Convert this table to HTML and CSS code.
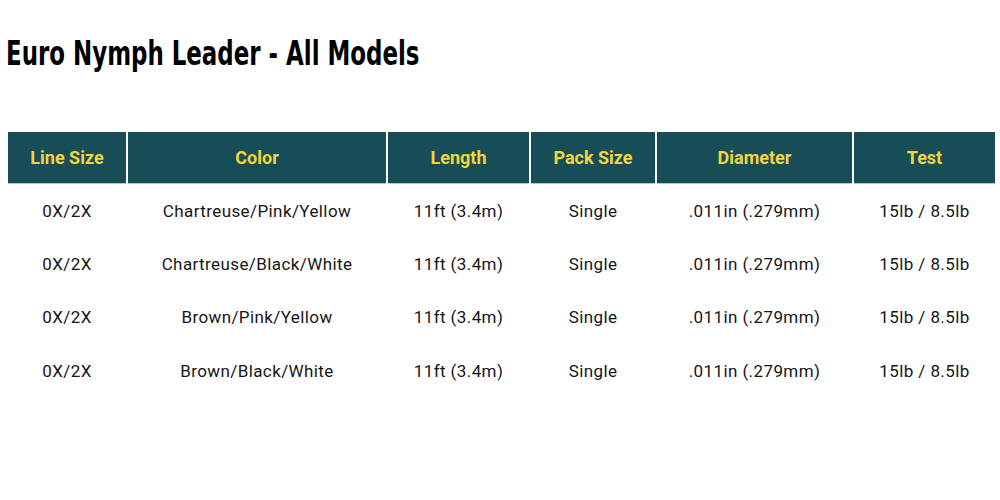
FILE: index.html
```html
<!DOCTYPE html>
<html>
<head>
<meta charset="utf-8">
<link rel="stylesheet" href="styles.css">
</head>
<body>
<h1 class="title">Euro Nymph Leader - All Models</h1>
<table class="specs">
  <colgroup>
    <col class="c1"><col class="c2"><col class="c3"><col class="c4"><col class="c5"><col class="c6">
  </colgroup>
  <thead>
    <tr><th>Line Size</th><th>Color</th><th>Length</th><th>Pack Size</th><th>Diameter</th><th>Test</th></tr>
  </thead>
  <tbody>
    <tr><td>0X/2X</td><td>Chartreuse/Pink/Yellow</td><td>11ft (3.4m)</td><td>Single</td><td>.011in (.279mm)</td><td>15lb / 8.5lb</td></tr>
    <tr><td>0X/2X</td><td>Chartreuse/Black/White</td><td>11ft (3.4m)</td><td>Single</td><td>.011in (.279mm)</td><td>15lb / 8.5lb</td></tr>
    <tr><td>0X/2X</td><td>Brown/Pink/Yellow</td><td>11ft (3.4m)</td><td>Single</td><td>.011in (.279mm)</td><td>15lb / 8.5lb</td></tr>
    <tr><td>0X/2X</td><td>Brown/Black/White</td><td>11ft (3.4m)</td><td>Single</td><td>.011in (.279mm)</td><td>15lb / 8.5lb</td></tr>
  </tbody>
</table>
</body>
</html>
```
FILE: styles.css
```css
body {
  margin: 0;
  padding: 0 5px 0 6px;
  background: #fff;
  font-family: Roboto, "Liberation Sans", sans-serif;
  color: #111;
}
.title {
  margin: 34px 0 0 0;
  font-family: "DejaVu Sans Condensed", "DejaVu Sans", sans-serif;
  font-stretch: condensed;
  font-weight: bold;
  font-size: 33px;
  line-height: 40px;
  color: #000;
  transform: scaleX(0.772);
  transform-origin: 0 50%;
  white-space: nowrap;
}
.specs {
  margin-top: 58px;
  width: 990px;
  border-collapse: separate;
  border-spacing: 2px 0;
  table-layout: fixed;
}
.c1 { width: 118px; }
.c2 { width: 258px; }
.c3 { width: 141px; }
.c4 { width: 124px; }
.c5 { width: 195px; }
.c6 { width: 141px; }
.specs th {
  background: #174d57;
  color: #f2d43c;
  font-weight: bold;
  font-size: 18px;
  height: 51px;
  padding: 0;
  border-bottom: 1px solid #b8c6c9;
  text-align: center;
}
.specs td {
  height: 53.4px;
  padding: 0;
  text-align: center;
  font-size: 17px;
  letter-spacing: 0.4px;
  color: #161616;
}
```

(Work to complete): Which lines hold the word "table"? Show each one.

(Solved problem):
Convert this table to HTML and CSS code.
<table class="specs">
</table>
  table-layout: fixed;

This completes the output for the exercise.